*What the task requires*:
Transcribe the listing verbatim. Do not carry over any pictures.

*Collected material*:
╭──

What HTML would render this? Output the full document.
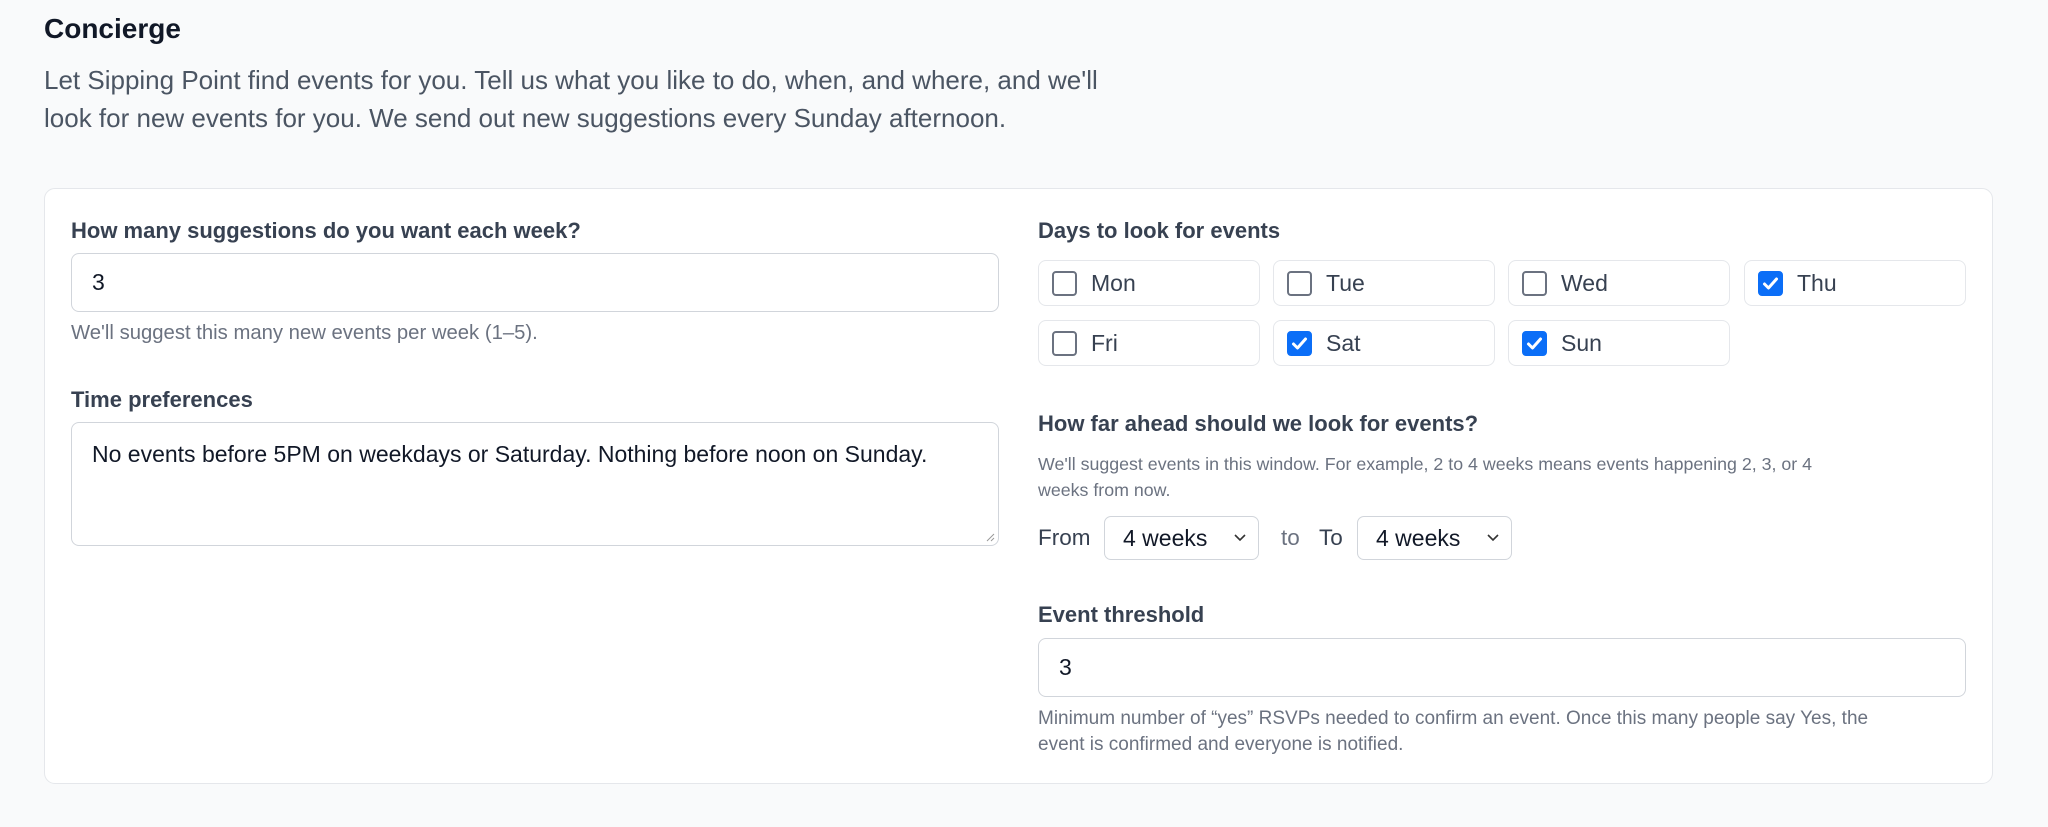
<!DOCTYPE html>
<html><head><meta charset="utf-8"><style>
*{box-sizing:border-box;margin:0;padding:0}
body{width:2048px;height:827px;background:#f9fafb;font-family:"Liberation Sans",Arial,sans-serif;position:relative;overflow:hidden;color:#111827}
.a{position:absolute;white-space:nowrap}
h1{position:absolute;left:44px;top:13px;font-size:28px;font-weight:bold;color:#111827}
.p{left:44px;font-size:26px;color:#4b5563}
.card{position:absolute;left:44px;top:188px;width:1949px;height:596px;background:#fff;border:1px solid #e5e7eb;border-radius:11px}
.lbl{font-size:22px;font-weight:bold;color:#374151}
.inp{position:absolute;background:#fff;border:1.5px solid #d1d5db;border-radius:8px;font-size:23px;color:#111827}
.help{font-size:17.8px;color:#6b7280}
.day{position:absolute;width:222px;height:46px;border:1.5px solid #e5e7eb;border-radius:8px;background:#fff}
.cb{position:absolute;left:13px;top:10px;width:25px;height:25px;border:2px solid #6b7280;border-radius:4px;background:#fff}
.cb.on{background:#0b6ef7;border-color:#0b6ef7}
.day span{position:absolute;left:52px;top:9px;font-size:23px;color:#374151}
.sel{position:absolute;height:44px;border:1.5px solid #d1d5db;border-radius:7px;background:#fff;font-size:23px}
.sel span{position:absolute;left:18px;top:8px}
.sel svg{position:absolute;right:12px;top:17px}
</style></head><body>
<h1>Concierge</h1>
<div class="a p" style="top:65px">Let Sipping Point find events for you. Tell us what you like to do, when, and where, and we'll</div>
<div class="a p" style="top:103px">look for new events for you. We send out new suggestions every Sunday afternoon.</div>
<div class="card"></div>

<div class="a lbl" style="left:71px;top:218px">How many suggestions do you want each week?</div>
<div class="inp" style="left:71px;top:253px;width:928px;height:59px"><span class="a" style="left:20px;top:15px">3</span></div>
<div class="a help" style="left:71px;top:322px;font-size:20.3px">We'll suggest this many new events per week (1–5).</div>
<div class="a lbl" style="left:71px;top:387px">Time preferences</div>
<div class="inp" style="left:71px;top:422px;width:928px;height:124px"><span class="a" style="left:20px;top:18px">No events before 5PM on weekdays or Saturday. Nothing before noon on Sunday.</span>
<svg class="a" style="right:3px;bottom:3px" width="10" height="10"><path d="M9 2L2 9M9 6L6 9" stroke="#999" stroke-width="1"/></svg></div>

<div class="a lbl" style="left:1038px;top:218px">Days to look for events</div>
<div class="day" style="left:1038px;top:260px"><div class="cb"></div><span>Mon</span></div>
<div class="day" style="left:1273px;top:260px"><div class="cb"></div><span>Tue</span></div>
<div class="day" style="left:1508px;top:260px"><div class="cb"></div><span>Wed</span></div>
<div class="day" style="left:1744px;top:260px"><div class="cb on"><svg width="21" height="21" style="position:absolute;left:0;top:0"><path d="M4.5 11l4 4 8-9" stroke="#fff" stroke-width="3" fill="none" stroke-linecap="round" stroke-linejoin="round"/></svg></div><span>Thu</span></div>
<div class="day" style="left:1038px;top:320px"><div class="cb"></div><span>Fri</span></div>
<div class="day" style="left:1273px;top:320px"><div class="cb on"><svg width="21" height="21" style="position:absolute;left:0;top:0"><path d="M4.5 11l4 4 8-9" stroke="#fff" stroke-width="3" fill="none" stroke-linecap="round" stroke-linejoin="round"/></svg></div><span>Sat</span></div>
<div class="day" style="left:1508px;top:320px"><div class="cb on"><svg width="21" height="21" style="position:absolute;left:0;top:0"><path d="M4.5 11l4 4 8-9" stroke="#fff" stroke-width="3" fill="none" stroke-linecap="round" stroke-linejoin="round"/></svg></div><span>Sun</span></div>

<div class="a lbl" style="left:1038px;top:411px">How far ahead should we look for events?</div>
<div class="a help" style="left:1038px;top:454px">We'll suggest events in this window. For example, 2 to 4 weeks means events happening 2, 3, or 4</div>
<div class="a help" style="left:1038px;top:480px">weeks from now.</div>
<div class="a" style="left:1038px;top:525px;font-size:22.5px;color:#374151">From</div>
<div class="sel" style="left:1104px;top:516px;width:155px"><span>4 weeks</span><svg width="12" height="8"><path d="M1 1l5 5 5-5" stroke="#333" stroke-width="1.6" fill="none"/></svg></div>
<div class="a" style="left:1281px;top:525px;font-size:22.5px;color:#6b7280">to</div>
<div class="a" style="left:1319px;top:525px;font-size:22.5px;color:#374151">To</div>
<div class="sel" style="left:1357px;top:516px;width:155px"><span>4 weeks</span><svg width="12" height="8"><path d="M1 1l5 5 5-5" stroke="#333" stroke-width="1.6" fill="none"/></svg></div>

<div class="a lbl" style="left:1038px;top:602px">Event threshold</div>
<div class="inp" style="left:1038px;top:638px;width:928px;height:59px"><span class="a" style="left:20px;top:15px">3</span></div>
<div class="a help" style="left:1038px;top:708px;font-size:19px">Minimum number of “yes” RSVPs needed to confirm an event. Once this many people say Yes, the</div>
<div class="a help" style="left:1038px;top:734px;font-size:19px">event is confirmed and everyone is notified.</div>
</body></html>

╰──

*Response to this exercise*:
What HTML would render this? Output the full document.
<!DOCTYPE html>
<html><head><meta charset="utf-8"><style>
*{box-sizing:border-box;margin:0;padding:0}
body{width:2048px;height:827px;background:#f9fafb;font-family:"Liberation Sans",Arial,sans-serif;position:relative;overflow:hidden;color:#111827}
.a{position:absolute;white-space:nowrap}
h1{position:absolute;left:44px;top:13px;font-size:28px;font-weight:bold;color:#111827}
.p{left:44px;font-size:26px;color:#4b5563}
.card{position:absolute;left:44px;top:188px;width:1949px;height:596px;background:#fff;border:1px solid #e5e7eb;border-radius:11px}
.lbl{font-size:22px;font-weight:bold;color:#374151}
.inp{position:absolute;background:#fff;border:1.5px solid #d1d5db;border-radius:8px;font-size:23px;color:#111827}
.help{font-size:17.8px;color:#6b7280}
.day{position:absolute;width:222px;height:46px;border:1.5px solid #e5e7eb;border-radius:8px;background:#fff}
.cb{position:absolute;left:13px;top:10px;width:25px;height:25px;border:2px solid #6b7280;border-radius:4px;background:#fff}
.cb.on{background:#0b6ef7;border-color:#0b6ef7}
.day span{position:absolute;left:52px;top:9px;font-size:23px;color:#374151}
.sel{position:absolute;height:44px;border:1.5px solid #d1d5db;border-radius:7px;background:#fff;font-size:23px}
.sel span{position:absolute;left:18px;top:8px}
.sel svg{position:absolute;right:12px;top:17px}
</style></head><body>
<h1>Concierge</h1>
<div class="a p" style="top:65px">Let Sipping Point find events for you. Tell us what you like to do, when, and where, and we'll</div>
<div class="a p" style="top:103px">look for new events for you. We send out new suggestions every Sunday afternoon.</div>
<div class="card"></div>

<div class="a lbl" style="left:71px;top:218px">How many suggestions do you want each week?</div>
<div class="inp" style="left:71px;top:253px;width:928px;height:59px"><span class="a" style="left:20px;top:15px">3</span></div>
<div class="a help" style="left:71px;top:322px;font-size:20.3px">We'll suggest this many new events per week (1–5).</div>
<div class="a lbl" style="left:71px;top:387px">Time preferences</div>
<div class="inp" style="left:71px;top:422px;width:928px;height:124px"><span class="a" style="left:20px;top:18px">No events before 5PM on weekdays or Saturday. Nothing before noon on Sunday.</span>
<svg class="a" style="right:3px;bottom:3px" width="10" height="10"><path d="M9 2L2 9M9 6L6 9" stroke="#999" stroke-width="1"/></svg></div>

<div class="a lbl" style="left:1038px;top:218px">Days to look for events</div>
<div class="day" style="left:1038px;top:260px"><div class="cb"></div><span>Mon</span></div>
<div class="day" style="left:1273px;top:260px"><div class="cb"></div><span>Tue</span></div>
<div class="day" style="left:1508px;top:260px"><div class="cb"></div><span>Wed</span></div>
<div class="day" style="left:1744px;top:260px"><div class="cb on"><svg width="21" height="21" style="position:absolute;left:0;top:0"><path d="M4.5 11l4 4 8-9" stroke="#fff" stroke-width="3" fill="none" stroke-linecap="round" stroke-linejoin="round"/></svg></div><span>Thu</span></div>
<div class="day" style="left:1038px;top:320px"><div class="cb"></div><span>Fri</span></div>
<div class="day" style="left:1273px;top:320px"><div class="cb on"><svg width="21" height="21" style="position:absolute;left:0;top:0"><path d="M4.5 11l4 4 8-9" stroke="#fff" stroke-width="3" fill="none" stroke-linecap="round" stroke-linejoin="round"/></svg></div><span>Sat</span></div>
<div class="day" style="left:1508px;top:320px"><div class="cb on"><svg width="21" height="21" style="position:absolute;left:0;top:0"><path d="M4.5 11l4 4 8-9" stroke="#fff" stroke-width="3" fill="none" stroke-linecap="round" stroke-linejoin="round"/></svg></div><span>Sun</span></div>

<div class="a lbl" style="left:1038px;top:411px">How far ahead should we look for events?</div>
<div class="a help" style="left:1038px;top:454px">We'll suggest events in this window. For example, 2 to 4 weeks means events happening 2, 3, or 4</div>
<div class="a help" style="left:1038px;top:480px">weeks from now.</div>
<div class="a" style="left:1038px;top:525px;font-size:22.5px;color:#374151">From</div>
<div class="sel" style="left:1104px;top:516px;width:155px"><span>4 weeks</span><svg width="12" height="8"><path d="M1 1l5 5 5-5" stroke="#333" stroke-width="1.6" fill="none"/></svg></div>
<div class="a" style="left:1281px;top:525px;font-size:22.5px;color:#6b7280">to</div>
<div class="a" style="left:1319px;top:525px;font-size:22.5px;color:#374151">To</div>
<div class="sel" style="left:1357px;top:516px;width:155px"><span>4 weeks</span><svg width="12" height="8"><path d="M1 1l5 5 5-5" stroke="#333" stroke-width="1.6" fill="none"/></svg></div>

<div class="a lbl" style="left:1038px;top:602px">Event threshold</div>
<div class="inp" style="left:1038px;top:638px;width:928px;height:59px"><span class="a" style="left:20px;top:15px">3</span></div>
<div class="a help" style="left:1038px;top:708px;font-size:19px">Minimum number of “yes” RSVPs needed to confirm an event. Once this many people say Yes, the</div>
<div class="a help" style="left:1038px;top:734px;font-size:19px">event is confirmed and everyone is notified.</div>
</body></html>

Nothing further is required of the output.